#### Stated exercise
All lines from the top of the records below through the line holding "const links = ['Refresh', 'Forum', 'YT', 'Devices", and only those, should be printed exactly, minus the pictures.

#### Pages as source code
-------

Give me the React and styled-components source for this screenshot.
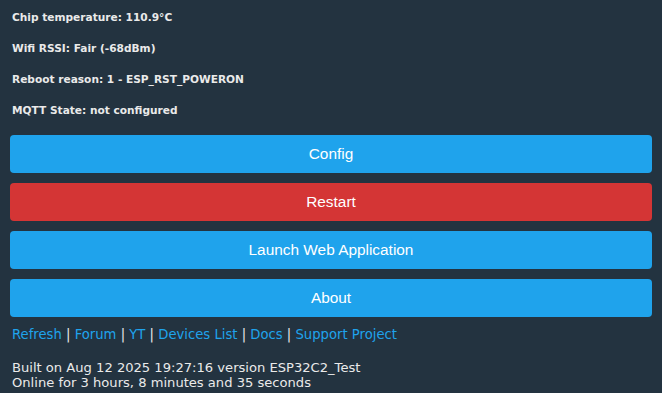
import React from 'react';
import styled, { createGlobalStyle } from 'styled-components';

const GlobalStyle = createGlobalStyle`
  html, body {
    margin: 0;
    padding: 0;
    background: #233340;
  }
`;

const Page = styled.div`
  background: #233340;
  color: #eaeaea;
  min-height: 393px;
  padding: 0 10px;
  box-sizing: border-box;
  font-family: 'DejaVu Sans', Verdana, sans-serif;
`;

const Info = styled.div`
  display: flex;
  flex-direction: column;
  gap: 18px;
  padding: 11px 2px 0;
`;

const InfoLine = styled.div`
  font-size: 10.6px;
  font-weight: bold;
  line-height: 13px;
`;

const Buttons = styled.div`
  display: flex;
  flex-direction: column;
  gap: 10px;
  margin-top: 18px;
`;

const Button = styled.button`
  height: 38px;
  border: none;
  border-radius: 4px;
  background: ${(p) => (p.$danger ? '#d43535' : '#1fa3ec')};
  color: #fff;
  font-family: 'Liberation Sans', Arial, sans-serif;
  font-size: 15.4px;
  cursor: pointer;
`;

const Links = styled.div`
  margin-top: 10px;
  padding-left: 2px;
  font-size: 13.2px;
  line-height: 16px;
  color: #eaeaea;

  a {
    color: #1fa3ec;
    text-decoration: none;
  }
`;

const Footer = styled.div`
  margin-top: 17px;
  padding-left: 2px;
  font-size: 13.1px;
  line-height: 15px;
`;

const links = ['Refresh', 'Forum', 'YT', 'Devices List', 'Docs', 'Support Project'];

export default function App() {
  return (
    <Page>
      <GlobalStyle />
      <Info>
        <InfoLine>Chip temperature: 110.9°C</InfoLine>
        <InfoLine>Wifi RSSI: Fair (-68dBm)</InfoLine>
        <InfoLine>Reboot reason: 1 - ESP_RST_POWERON</InfoLine>
        <InfoLine>MQTT State: not configured</InfoLine>
      </Info>
      <Buttons>
        <Button>Config</Button>
        <Button $danger>Restart</Button>
        <Button>Launch Web Application</Button>
        <Button>About</Button>
      </Buttons>
      <Links>
        {links.map((l, i) => (
          <React.Fragment key={l}>
            {i > 0 && ' | '}
            <a href="#">{l}</a>
          </React.Fragment>
        ))}
      </Links>
      <Footer>
        Built on Aug 12 2025 19:27:16 version ESP32C2_Test
        <br />
        Online for 3 hours, 8 minutes and 35 seconds
      </Footer>
    </Page>
  );
}
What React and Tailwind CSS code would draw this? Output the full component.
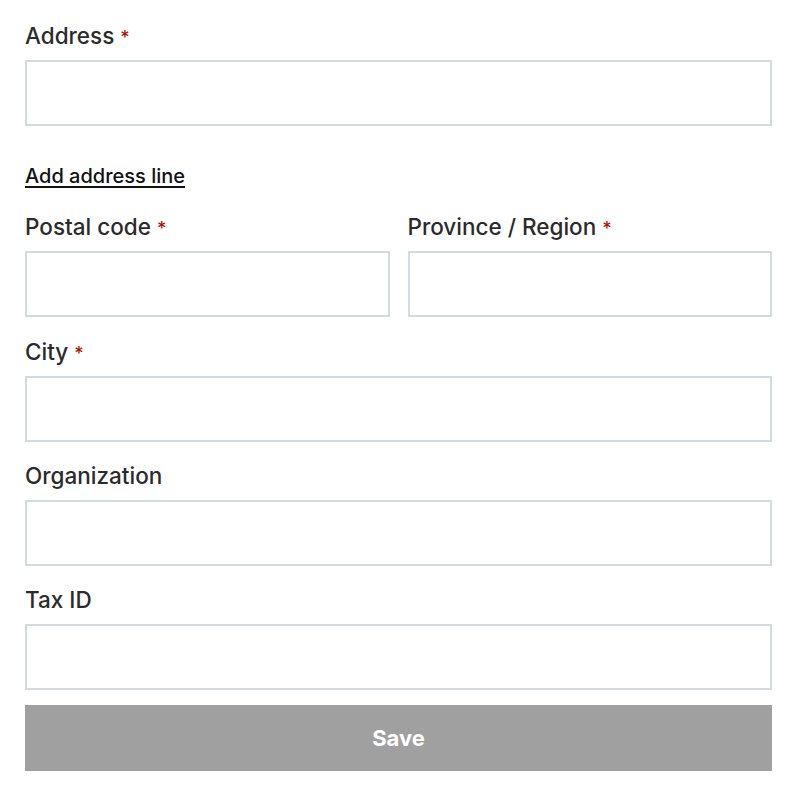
const Label = ({ children, required }) => (
  <label className="block h-6 mb-3 text-[22.5px] leading-6 font-medium text-[#2b2b2b]">
    {children}
    {required && <span className="ml-1.5 text-[18px] text-[#ae1302]">*</span>}
  </label>
);

const Input = () => (
  <input
    type="text"
    className="block w-full h-[66px] border-2 border-[#d4dbe0] bg-white px-4 outline-none"
  />
);

const Field = ({ label, required, className = "" }) => (
  <div className={className}>
    <Label required={required}>{label}</Label>
    <Input />
  </div>
);

export default function App() {
  return (
    <div
      className="min-h-screen bg-white px-[25px] pt-6 w-[797px]"
      style={{ fontFamily: "Inter, 'Noto Sans', sans-serif" }}
    >
      <form className="flex flex-col">
        <Field label="Address" required />

        <a
          href="#"
          className="mt-[38px] h-6 leading-6 text-[20px] font-medium text-[#111] underline underline-offset-[3px] decoration-2 self-start"
        >
          Add address line
        </a>

        <div className="mt-[27px] grid grid-cols-2 gap-[18px]">
          <Field label="Postal code" required />
          <Field label="Province / Region" required />
        </div>

        <Field label="City" required className="mt-[23px]" />
        <Field label="Organization" className="mt-[22px]" />
        <Field label="Tax ID" className="mt-[22px]" />

        <button
          type="button"
          className="mt-[15px] h-[66px] w-full bg-[#a0a0a0] text-white text-[22px] font-bold"
        >
          Save
        </button>
      </form>
    </div>
  );
}
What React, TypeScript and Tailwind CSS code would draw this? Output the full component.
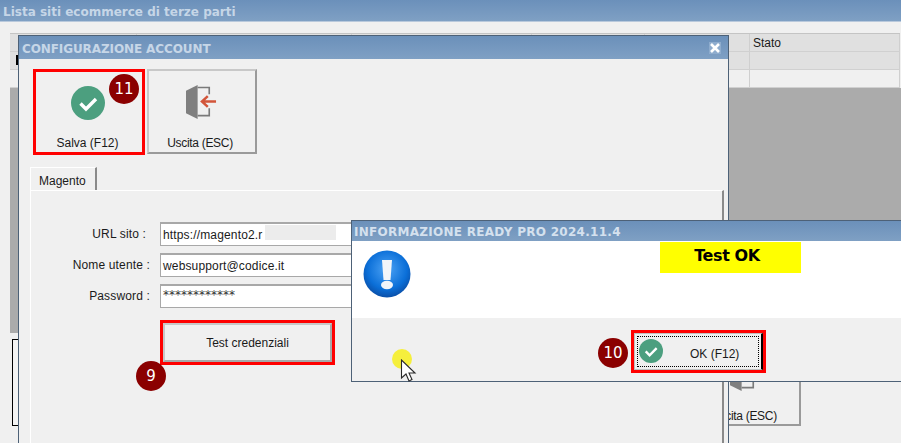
import React from "react";

const COLS = ["w-[127px]", "w-[215px]", "w-[180px]", "w-[113px]", "w-[105px]", "w-[150px]"];

function Badge({ n, className }: { n: string; className: string }) {
  return (
    <div className={`absolute z-10 w-[30px] h-[30px] rounded-full bg-[#8b0000] text-white flex items-center justify-center text-[15px] font-['DejaVu_Sans',sans-serif] ${className}`}>
      {n}
    </div>
  );
}

function CheckIcon({ size }: { size: number }) {
  return (
    <svg width={size} height={size} viewBox="0 0 34 34">
      <circle cx="17" cy="17" r="17" fill="#4c9f7f" />
      <path d="M9.5 17.5l5.5 5.5 10-10" fill="none" stroke="#fff" strokeWidth="3.4" />
    </svg>
  );
}

function DoorIcon() {
  return (
    <svg width="31" height="34" viewBox="0 0 32 35">
      <path d="M12 2.5h12v7M24 24v7.5h-12" fill="none" stroke="#7a7a7a" strokeWidth="1.7" />
      <path d="M0 6l12-6v35l-12-6z" fill="#7f7f7f" />
      <path d="M31 17h-14M22.5 11.5l-6 5.5 6 5.5" fill="none" stroke="#d2553a" strokeWidth="2.6" />
    </svg>
  );
}

function InfoIcon() {
  return (
    <svg width="48" height="48" viewBox="0 0 48 48">
      <defs>
        <radialGradient id="blue" cx="50%" cy="40%" r="60%">
          <stop offset="0%" stopColor="#4da3f5" />
          <stop offset="70%" stopColor="#0b6fd8" />
          <stop offset="100%" stopColor="#0a4fa8" />
        </radialGradient>
      </defs>
      <circle cx="24" cy="24" r="23.5" fill="url(#blue)" />
      <path d="M19 10h10l-1.5 20h-7z" fill="#f2f5f9" />
      <ellipse cx="24" cy="35" rx="6" ry="4.2" fill="#f2f5f9" />
    </svg>
  );
}

function Field({ label, value, pad, redact, stars }: { label: string; value: string; pad: string; redact?: boolean; stars?: boolean }) {
  return (
    <div className="flex items-center h-6">
      <div className={`w-[121px] text-right whitespace-nowrap tracking-[0.15px] ${pad}`}>{label}</div>
      <div className={`ml-[7px] w-[300px] h-6 bg-white border border-[#a8a8a8] border-t-2 pl-[2px] flex relative tracking-[0.15px] ${stars ? "items-start pt-[3px] text-[#333] font-['DejaVu_Sans',sans-serif] tracking-normal" : "items-center"}`}>
        {value}
        {redact && <div className="absolute left-[104px] top-[1px] w-[71px] h-[15px] bg-[#ececec]" />}
      </div>
    </div>
  );
}

export default function App() {
  return (
    <div className="relative w-[901px] h-[443px] overflow-hidden bg-[#f0f0f0] text-[12px] leading-none text-[#1a1a1a] font-['Liberation_Sans',sans-serif]">
      {/* finestra sotto */}
      <div className="h-[22px] bg-gradient-to-b from-[#6b90ba] to-[#7fa0c4] border-b border-[#b9c9dc] pl-[3px] pt-[3px] flex items-center font-['DejaVu_Sans',sans-serif] font-bold text-[#c6d6e7] whitespace-nowrap">
        Lista siti ecommerce di terze parti
      </div>
      <div className="pt-[11px] pl-[10px]">
        <div className="w-[890px] border-t border-[#c4c4c4]">
          {[0, 1, 2].map((r) => (
            <div key={r} className={`flex h-[18px] border-b border-[#d0d0d0] ${r === 2 ? "bg-[#f0f0f0]" : "bg-[#e0e0e0]"}`}>
              {COLS.map((w, i) => (
                <div key={i} className={`${w} border-r border-[#cfcfcf] pl-[3px] flex items-center`}>
                  {r === 0 && i === 5 ? "Stato" : ""}
                </div>
              ))}
            </div>
          ))}
        </div>
        <div className="w-[891px] h-[245px] bg-[#ababab]" />
      </div>
      <div className="absolute left-[16px] top-[55px] w-[2px] h-[10px] bg-black" />
      <div className="absolute left-[12px] top-[339px] w-[20px] h-[87px] bg-[#f4f4f4] border border-black" />
      <div className="absolute left-[691px] top-[341px] w-[110px] h-[85px] border-2 border-[#c8c8c8] border-r-[#9a9a9a] border-b-[#9a9a9a] flex flex-col items-center">
        <div className="mt-[14px] mr-[2px]"><DoorIcon /></div>
        <div className="mt-[19px] mr-[4px] tracking-[-0.3px]">Uscita (ESC)</div>
      </div>

      {/* configurazione account */}
      <div className="absolute left-[18px] top-[35px] w-[711px] h-[420px] bg-[#f0f0f0] border border-[#4d6177] border-b-0 flex flex-col">
        <div className="h-[23px] shrink-0 bg-gradient-to-b from-[#6b90ba] to-[#7fa0c4] pl-[3px] pr-[7px] pt-[3px] flex items-center justify-between font-['DejaVu_Sans',sans-serif] font-bold text-[#c6d6e7] whitespace-nowrap tracking-[-0.1px]">
          CONFIGURAZIONE ACCOUNT
          <div className="w-3 h-3 mb-[2px] bg-[#8eaccd] flex items-center justify-center">
            <svg width="10" height="10" viewBox="0 0 10 10"><path d="M1 1l8 8M9 1l-8 8" stroke="#fff" strokeWidth="2.6" /></svg>
          </div>
        </div>
        <div className="flex pl-[14px] pt-[10px] gap-[2px]">
          <div className="relative w-[112px] h-[86px] border-[3px] border-[#ff0000] flex flex-col items-center">
            <div className="mt-[14px] mr-[3px]"><CheckIcon size={34} /></div>
            <div className="mt-[17px] mr-[3px]">Salva (F12)</div>
            <Badge n="11" className="left-[73px] top-[2px]" />
          </div>
          <div className="w-[110px] h-[85px] border-2 border-[#c8c8c8] border-r-[#9a9a9a] border-b-[#9a9a9a] flex flex-col items-center">
            <div className="mt-[14px] mr-[2px]"><DoorIcon /></div>
            <div className="mt-[18px] mr-[4px] tracking-[-0.3px]">Uscita (ESC)</div>
          </div>
        </div>
        <div className="ml-[11px] mt-[12px] w-[694px] flex-1 flex flex-col">
          <div className="w-[67px] h-[23px] bg-[#f0f0f0] border-t border-l border-white border-r-2 border-r-[#8a8a8a] flex items-center pl-2 pt-[3px] shrink-0">Magento</div>
          <div className="flex-1 border-t border-l border-white border-r-2 border-r-[#8a8a8a] pl-[1px] pt-[31px]">
            <div className="flex flex-col gap-[7px]">
              <Field label="URL sito :" value="https://magento2.r" pad="pr-[7px]" redact />
              <Field label="Nome utente :" value="websupport@codice.it" pad="pr-[3px]" />
              <Field label="Password :" value="************" pad="pr-[3px]" stars />
            </div>
            <div className="relative ml-[128px] mt-[12px] w-[175px] h-[45px] border-[3px] border-[#ff0000]">
              <div className="h-full border-2 border-[#c8c8c8] border-r-[#a8a8a8] border-b-[#a8a8a8] flex items-center justify-center">Test credenziali</div>
              <Badge n="9" className="left-[-27px] top-[38px]" />
            </div>
          </div>
        </div>
      </div>

      {/* informazione */}
      <div className="absolute left-[351px] top-[220px] w-[560px] h-[162px] bg-[#f0f0f0] border border-[#4d6177] flex flex-col">
        <div className="h-5 shrink-0 bg-gradient-to-b from-[#6b90ba] to-[#7fa0c4] pl-[2px] pt-[2px] flex items-center font-['DejaVu_Sans',sans-serif] font-bold text-[#d5e1ee] whitespace-nowrap tracking-[0.28px]">
          INFORMAZIONE READY PRO 2024.11.4
        </div>
        <div className="h-[77px] shrink-0 bg-white pl-[11px] flex relative">
          <div className="mt-[9px]"><InfoIcon /></div>
          <div className="absolute left-[308px] top-[1px] w-[141px] h-[31px] bg-[#ffff00] text-black font-bold text-[16px] flex items-center justify-center pr-[7px] pb-[4px] tracking-[-0.4px] font-['DejaVu_Sans',sans-serif]">
            Test OK
          </div>
        </div>
        <div className="pl-[279px] pt-[12px]">
          <div className="relative w-[135px] h-[43px] border-[3px] border-[#ff0000]">
            <div className="h-full bg-[#f0f0f0] border border-[#c0c0c0] border-r-2 border-r-black p-[2px]">
              <div className="h-full border border-dotted border-black flex items-center relative">
                <div className="absolute left-[1px] top-[2px]"><CheckIcon size={24} /></div>
                <div className="ml-[52px] mt-[4px]">OK (F12)</div>
              </div>
            </div>
            <Badge n="10" className="left-[-36px] top-[5px]" />
          </div>
        </div>
      </div>

      {/* cursore */}
      <div className="absolute left-[392px] top-[349px] w-5 h-5 rounded-full bg-[#f5ef3c]" />
      <svg className="absolute left-[400px] top-[359px]" width="18" height="24" viewBox="0 0 18 24">
        <path d="M1.5 1v18l4.5-4 3 7 3-1.5-3-6.5h6z" fill="#fff" stroke="#2a2a2a" strokeWidth="1.1" />
      </svg>
    </div>
  );
}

-------

#### Result of the task
Give me the React and styled-components source for this screenshot.
import React from 'react';
import styled, { createGlobalStyle } from 'styled-components';

const GlobalStyle = createGlobalStyle`
  html, body {
    margin: 0;
    padding: 0;
    background: #233340;
  }
`;

const Page = styled.div`
  background: #233340;
  color: #eaeaea;
  min-height: 393px;
  padding: 0 10px;
  box-sizing: border-box;
  font-family: 'DejaVu Sans', Verdana, sans-serif;
`;

const Info = styled.div`
  display: flex;
  flex-direction: column;
  gap: 18px;
  padding: 11px 2px 0;
`;

const InfoLine = styled.div`
  font-size: 10.6px;
  font-weight: bold;
  line-height: 13px;
`;

const Buttons = styled.div`
  display: flex;
  flex-direction: column;
  gap: 10px;
  margin-top: 18px;
`;

const Button = styled.button`
  height: 38px;
  border: none;
  border-radius: 4px;
  background: ${(p) => (p.$danger ? '#d43535' : '#1fa3ec')};
  color: #fff;
  font-family: 'Liberation Sans', Arial, sans-serif;
  font-size: 15.4px;
  cursor: pointer;
`;

const Links = styled.div`
  margin-top: 10px;
  padding-left: 2px;
  font-size: 13.2px;
  line-height: 16px;
  color: #eaeaea;

  a {
    color: #1fa3ec;
    text-decoration: none;
  }
`;

const Footer = styled.div`
  margin-top: 17px;
  padding-left: 2px;
  font-size: 13.1px;
  line-height: 15px;
`;

const links = ['Refresh', 'Forum', 'YT', 'Devices List', 'Docs', 'Support Project'];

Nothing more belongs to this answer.